Molti di questi territori sono remoti e possono essere raggiunti soltanto in aereo. A livello logistico, quindi, installare impianti di depurazione è tutt’altro che facile. Nel 2015, durante la campagna elettorale per la sua candidatura a primo ministro, Justin Trudeau aveva fatto una promessa altisonante: portare acqua potabile alle cento comunità delle Prime nazioni che ancora ne erano escluse. Da allora in una settantina di comunità il problema è stato risolto, ma ne mancano all’appello altre 32. Da qui la coraggiosa decisione delle comunità indigene: dare il via a una class action contro il governo federale.
La contesa giudiziaria si avvicina ora al termine. Il governo federale ha infatti siglato un patteggiamento dal valore complessivo di 8 miliardi di dollari canadesi, pari a 5,6 miliardi di euro. I dettagli potrebbero essere leggermente modificati, perché devono essere avallati dalla corte. Per ora il piano stanzia 1,5 miliardi di dollari canadesi a favore di 142mila cittadini indigeni; l’ammontare preciso dei singoli risarcimenti verrà calcolato in base a quanto è remoto il paese in cui vivono, a quanto tempo è passato senza la fornitura di acqua potabile e all’insorgenza di problemi di salute legati alla scarsa qualità dell’acqua. Dopodiché, il governo ha istituito un fondo da 400 milioni di dollari canadesi a favore delle Prime nazioni e ha stanziato altri 400 milioni l’anno per assicurare l’accesso all’acqua potabile.

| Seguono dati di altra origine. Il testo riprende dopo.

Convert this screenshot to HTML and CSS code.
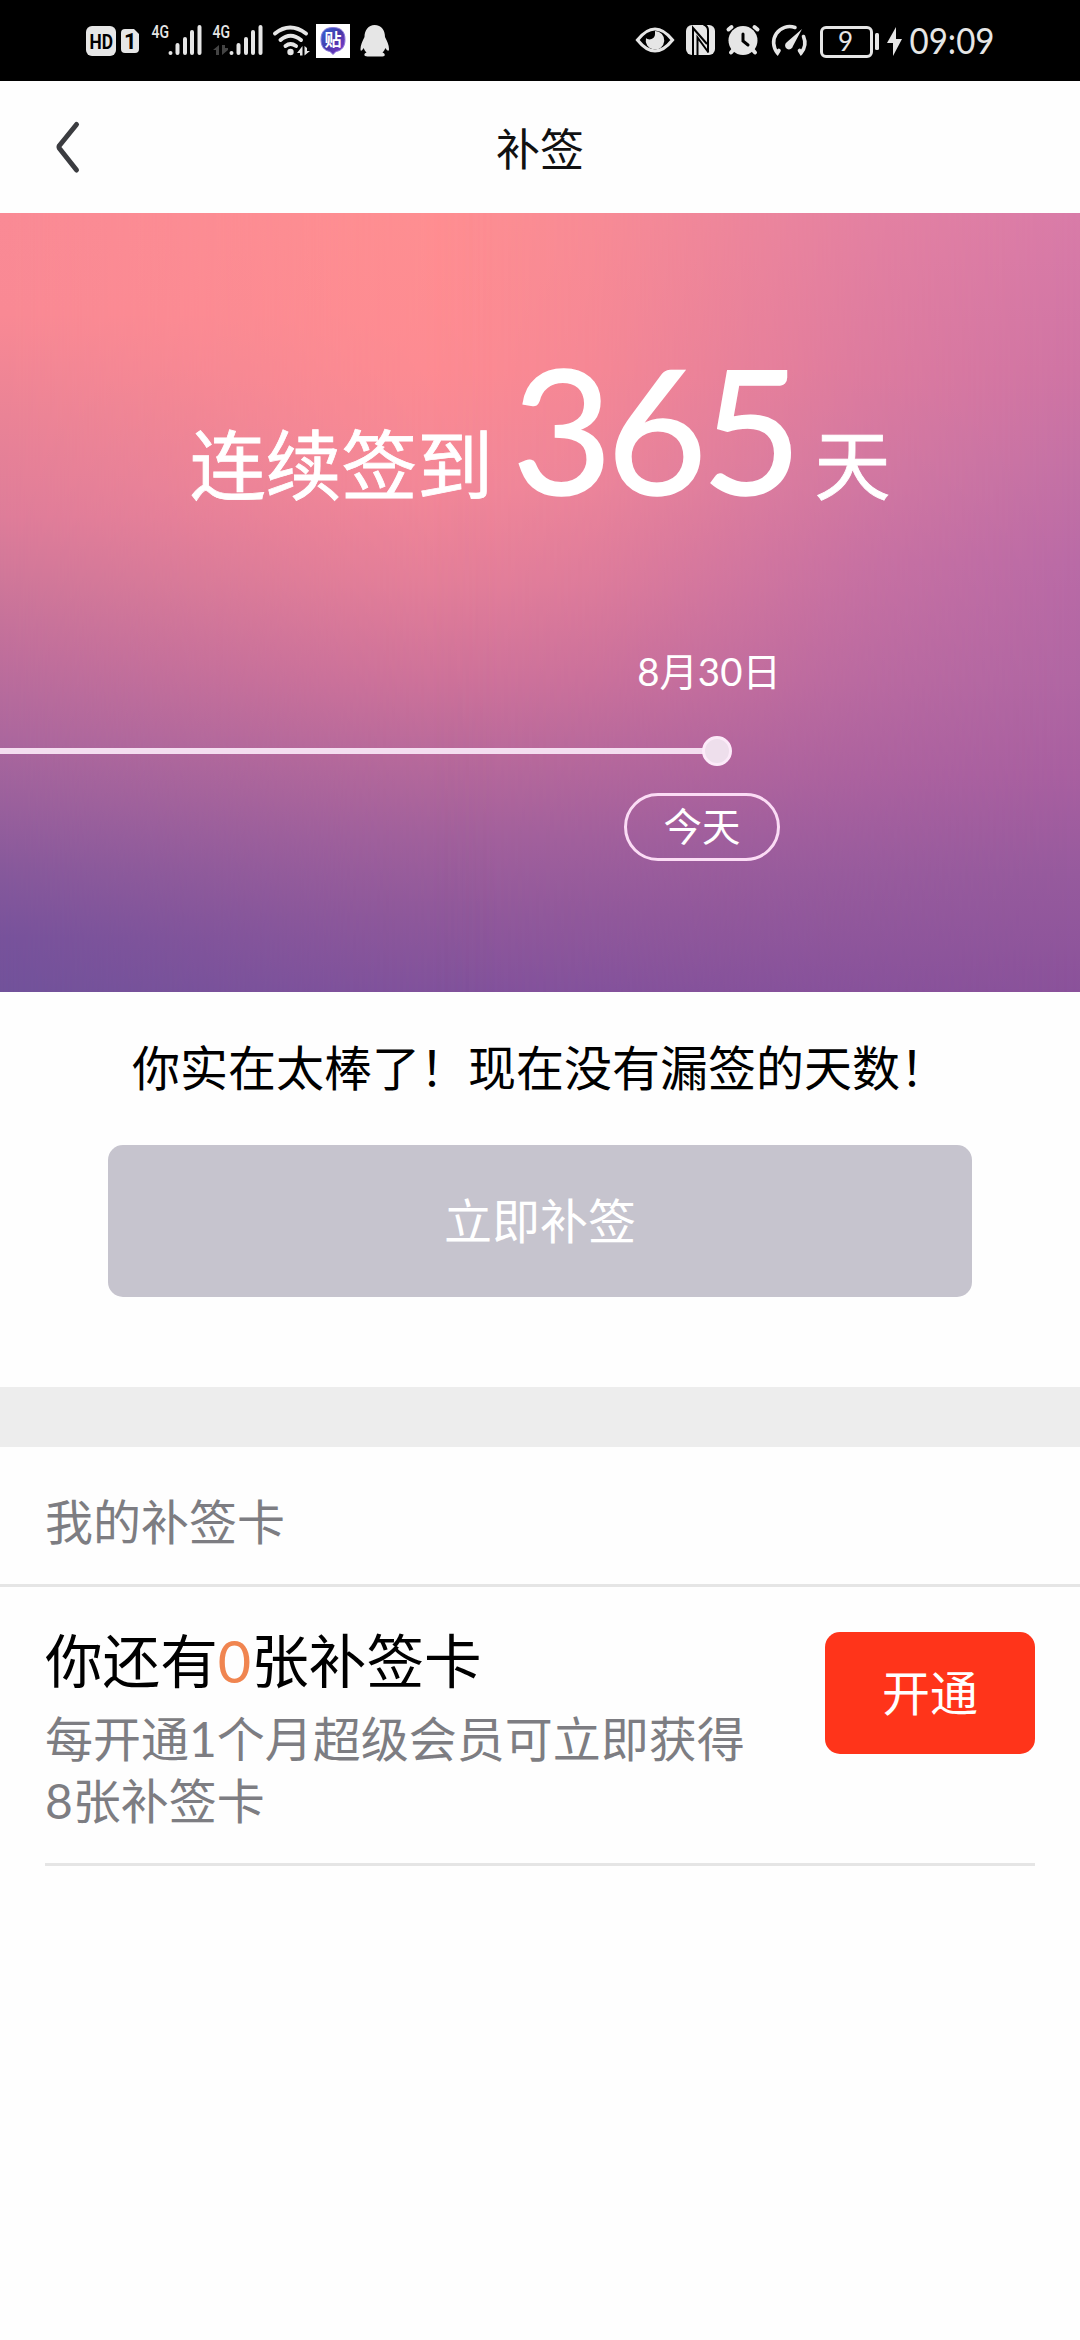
FILE: index.html
```html
<!DOCTYPE html>
<html lang="zh-CN">
<head>
<meta charset="utf-8">
<title>补签</title>
<link rel="stylesheet" href="styles.css">
</head>
<body>
<header class="status">
  <svg class="status-left" width="340" height="81" viewBox="70 0 340 81" fill="#e6e6e6">
    <rect x="86" y="26" width="30" height="30" rx="6"/>
    <text class="hd" x="89.500" y="48.500" textLength="23.500" lengthAdjust="spacingAndGlyphs">HD</text>
    <path d="M125 29h9l5 5v15a4 4 0 0 1-4 4h-10a4 4 0 0 1-4-4V33a4 4 0 0 1 4-4z"/>
    <text class="sim" x="124" y="48.500">1</text>
    <text class="net" x="151.500" y="38" textLength="17.500" lengthAdjust="spacingAndGlyphs">4G</text>
    <g stroke="#e6e6e6" stroke-width="4" stroke-linecap="round"><path d="M170.500 53v.100M177.500 45v8M185 39v14M192 32v21M199.500 27v26"/></g>
    <text class="net" x="212.500" y="38" textLength="17.500" lengthAdjust="spacingAndGlyphs">4G</text>
    <g stroke="#e6e6e6" stroke-width="4" stroke-linecap="round"><path d="M231.500 53v.100M238.500 45v8M246 39v14M253 32v21M260.500 27v26"/></g>
    <path fill="#444" d="M219 45v10h-3v-5h-3zM222 45v10l6-5v-2h-3v-3z"/>
    <g fill="none" stroke="#e6e6e6" stroke-width="4" stroke-linecap="round"><path d="M275 33.500q15-12 31 0M280.500 40q10-8.500 20.500 0M285.500 46q5-4 10.500 0"/></g>
    <circle cx="290.500" cy="52" r="3.200"/>
    <path d="M302.500 46v9.500h-2.500V53h-3zM304.500 46v9.500l5.500-4.500h-3v-3z"/>
    <rect x="316" y="24" width="34" height="34" fill="#fff"/>
    <defs><linearGradient id="tieba" x1="0" y1="0" x2="1" y2="1"><stop offset="0" stop-color="#3468d8"/><stop offset=".5" stop-color="#4638a8"/><stop offset="1" stop-color="#8c3bd0"/></linearGradient></defs>
    <path fill="url(#tieba)" stroke="#8b79dc" d="M333 27.500c8 0 12 4 12 12 0 7-3 11-9 12l-3 3-3-3c-6-1-9-5-9-12 0-8 4-12 12-12z"/>
    <text class="app" x="324.500" y="46">贴</text>
    <path d="M374.500 25c7 0 10.500 5 10.500 12 2 4 4 8 4 12 0 3-2 2-3.500-1-1 2-1.500 3-3 4.500 3 1 3 4 0 4h-15c-4 0-4-3-1-4-1.500-1.500-2-2.500-3-4.500-1.500 3-3 4-3 1 0-4 2-8 4-12 0-7 4-12 10-12z"/>
  </svg>
  <svg class="status-right" width="400" height="81" viewBox="620 0 400 81" fill="#e6e6e6">
    <path fill="none" stroke="#e6e6e6" stroke-width="3.200" d="M637.500 40q17.500-22 35 0q-17.500 22-35 0z"/>
    <path d="M655 31a9.300 9.300 0 1 1-9 7c3 3 9 1 9-4z"/>
    <rect x="686" y="25" width="29" height="30" rx="6"/>
    <path fill="none" stroke="#000" stroke-width="2" d="M693 55V28l14 16M697.500 55V37.500l11 15M703.500 24.500q4.500 1.500 4.500 6v22"/>
    <circle cx="743" cy="40.500" r="14.500"/>
    <path fill="none" stroke="#e6e6e6" stroke-width="4" stroke-linecap="round" d="M728.500 29.500l3-2.500M757.500 29.500l-3-2.500M734 49l-3 3.500M752 49l3 3.500"/>
    <path fill="none" stroke="#000" stroke-width="3" stroke-linecap="round" d="M743 34v7l5 4"/>
    <g fill="none" stroke="#e6e6e6" stroke-width="3.600" stroke-linecap="round"><path d="M795 27.500A16 16 0 0 0 777.500 53l1.500-2.500M803.500 36.500A16 16 0 0 1 801 53l-1.500-2.500"/></g>
    <path d="M802 29l-9 17a4 4 0 1 1-6-4z"/>
    <rect x="821.500" y="27.500" width="50" height="29" rx="4.500" fill="none" stroke="#e6e6e6" stroke-width="3"/>
    <rect x="875" y="33" width="4" height="17" rx="1.500"/>
    <text class="charge" x="838" y="50.500">9</text>
    <path d="M896 27l-9 16h6v13l9-17h-6z"/>
    <text class="time" x="909.500" y="53.500" textLength="85" lengthAdjust="spacingAndGlyphs">09:09</text>
  </svg>
</header>
<nav class="nav">
  <svg class="back" width="28" height="54" viewBox="0 0 28 54" fill="none" stroke="#3b3c40" stroke-width="5" stroke-linecap="round" stroke-linejoin="round"><path d="M23.500 4.500 6.500 25.500Q5.500 27 6.500 28.500L23.500 50"/></svg>
  <h1 class="nav-title">补签</h1>
</nav>
<section class="hero">
  <p class="streak"><span class="unit">连续签到</span><strong class="days">365</strong><span class="unit">天</span></p>
  <div class="day">
    <time class="date">8月30日</time>
  </div>
  <div class="track"><i class="bar"></i><i class="dot"></i></div>
  <div class="day"><span class="today">今天</span></div>
</section>
<section class="resign">
  <p class="praise">你实在太棒了！现在没有漏签的天数！</p>
  <button class="resign-btn" disabled>立即补签</button>
</section>
<h2 class="cards-head">我的补签卡</h2>
<section class="card">
  <div class="card-text">
    <h3 class="card-title">你还有<em class="count">0</em>张补签卡</h3>
    <p class="card-desc">每开通1个月超级会员可立即获得8张补签卡</p>
  </div>
  <button class="open-btn">开通</button>
</section>
</body>
</html>
```
FILE: styles.css
```css
* { box-sizing: border-box; margin: 0; padding: 0; }
body {
  width: 1080px;
  min-height: 2340px;
  background: #fefefe;
  color: #000;
  font-family: Lato, "Noto Sans CJK SC", sans-serif;
  font-size: 48px;
  font-weight: 400;
}
button { border: 0; font: inherit; }
svg { display: block; }

.status {
  display: flex;
  justify-content: space-between;
  height: 81px;
  padding: 0 60px 0 70px;
  background: #000;
}
.status text { font-family: Roboto, sans-serif; font-weight: 700; }
.status .hd { font-size: 21px; fill: #000; }
.status .sim { font-size: 22px; fill: #000; }
.status .net { font-size: 18px; font-weight: 500; }
.status .app { font-family: "Noto Sans CJK SC", sans-serif; font-size: 17px; fill: #fff; }
.status .charge { font-family: Lato, sans-serif; font-size: 26px; font-weight: 400; }
.status .time { font-family: Lato, sans-serif; font-size: 36px; font-weight: 400; }

.nav {
  display: grid;
  grid-template-columns: 53px 1fr 53px;
  align-items: center;
  height: 132px;
}
.back { margin-left: 53px; }
.nav-title {
  padding-top: 3px;
  color: #111;
  font-size: 44px;
  font-weight: 400;
  line-height: 64px;
  text-align: center;
}

.hero {
  position: relative;
  isolation: isolate;
  height: 779px;
  padding-top: 108px;
  background: linear-gradient(#ff8f91, #fe8c92 20%, #f58998 35%, #e57f99 48%, #d0739a 60%, #b96a9b 70%, #a3619c 80%, #91599b 90%, #82529c);
  color: #fff;
}
.hero::before,
.hero::after {
  content: "";
  position: absolute;
  inset: 0;
  z-index: -1;
}
.hero::before {
  background: linear-gradient(#fa8a95, #f98994 13%, #ea8396 26%, #de7c99 39%, #cd7699 48%, #be6e9b 57%, #ac679d 67%, #99609c 76%, #87599b 84%, #77529b 93%, #71529a);
  mask-image: linear-gradient(90deg, #000, rgb(0 0 0 / .6) 16%, rgb(0 0 0 / .2) 32%, transparent 46%);
}
.hero::after {
  background: linear-gradient(#d97ba8, #cf74a4 20%, #c471a5 32%, #b96aa6 45%, #b066a3 60%, #a85fa0 72%, #965a9d 85%, #8a529a);
  mask-image: linear-gradient(90deg, transparent 40%, rgb(0 0 0 / .18) 55%, rgb(0 0 0 / .7) 80%, #000);
}
.streak {
  display: flex;
  align-items: baseline;
  justify-content: center;
  height: 320px;
  font-size: 76px;
  line-height: 220px;
}
.unit {
  letter-spacing: -.200px;
  transform: translateY(-4px);
  -webkit-text-stroke: .800px #fff;
}
.days {
  margin: 0 18px 0 19px;
  font-size: 173px;
  font-weight: 400;
  letter-spacing: -5.500px;
  transform: translateY(-3px);
  -webkit-text-stroke: 1.500px #fff;
}
.day { display: flex; justify-content: center; width: 156px; margin-left: 624px; font-size: 38.400px; }
.date { line-height: 56px; margin: 2px 0 0 14px; white-space: nowrap; }
.track { display: flex; align-items: center; height: 30px; margin: 37px 0 27px; }
.bar { width: 703px; height: 6px; background: #f4def0; }
.dot { width: 30px; height: 30px; margin-left: -1px; border: 3px solid #fcebf9; border-radius: 50%; background: #eedfec; }
.today {
  width: 156px;
  height: 68px;
  border: 3px solid #fbdcf5;
  border-radius: 34px;
  line-height: 61px;
  text-align: center;
}

.resign {
  display: flex;
  flex-direction: column;
  align-items: center;
  height: 455px;
  padding-top: 41px;
  border-bottom: 60px solid #ededed;
}
.praise { height: 112px; line-height: 70px; }
.resign-btn {
  width: 864px;
  height: 152px;
  padding-bottom: 6px;
  border-radius: 15px;
  background: #c6c4ce;
  color: #fff;
}
.cards-head {
  height: 140px;
  padding-left: 45px;
  border-bottom: 3px solid #e5e5e5;
  color: #7d7d82;
  font-size: 48px;
  font-weight: 400;
  line-height: 150px;
}
.card {
  display: flex;
  align-items: flex-start;
  justify-content: space-between;
  height: 279px;
  margin: 0 45px;
  padding-top: 45px;
  border-bottom: 3px solid #e5e5e5;
}
.card-text { width: 710px; }
.card-title { font-size: 57.600px; font-weight: 400; line-height: 76px; margin-top: -9px; }
.count { color: #f08550; font-style: normal; }
.card-desc { color: #7d7d82; line-height: 62px; margin-top: 9px; }
.open-btn {
  width: 210px;
  height: 122px;
  padding-bottom: 6px;
  border-radius: 15px;
  background: #ff341a;
  color: #fff;
}
```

Colmando così un grossissimo limite su cui anche il revisore dei conti canadese aveva puntato il dito, sottolineando le lungaggini nei lavori. “Sono molto preoccupata e onestamente scoraggiata dal fatto che questo problema di vecchia data non sia ancora stato risolto”, ha dichiarato ai giornalisti il revisore dei conti Karen Hogan. “L’accesso all’acqua potabile sicura è una basilare necessità dell’essere umano. Credo che nessuno possa mai affermare che una situazione simile sia accettabile in Canada nel 2021”.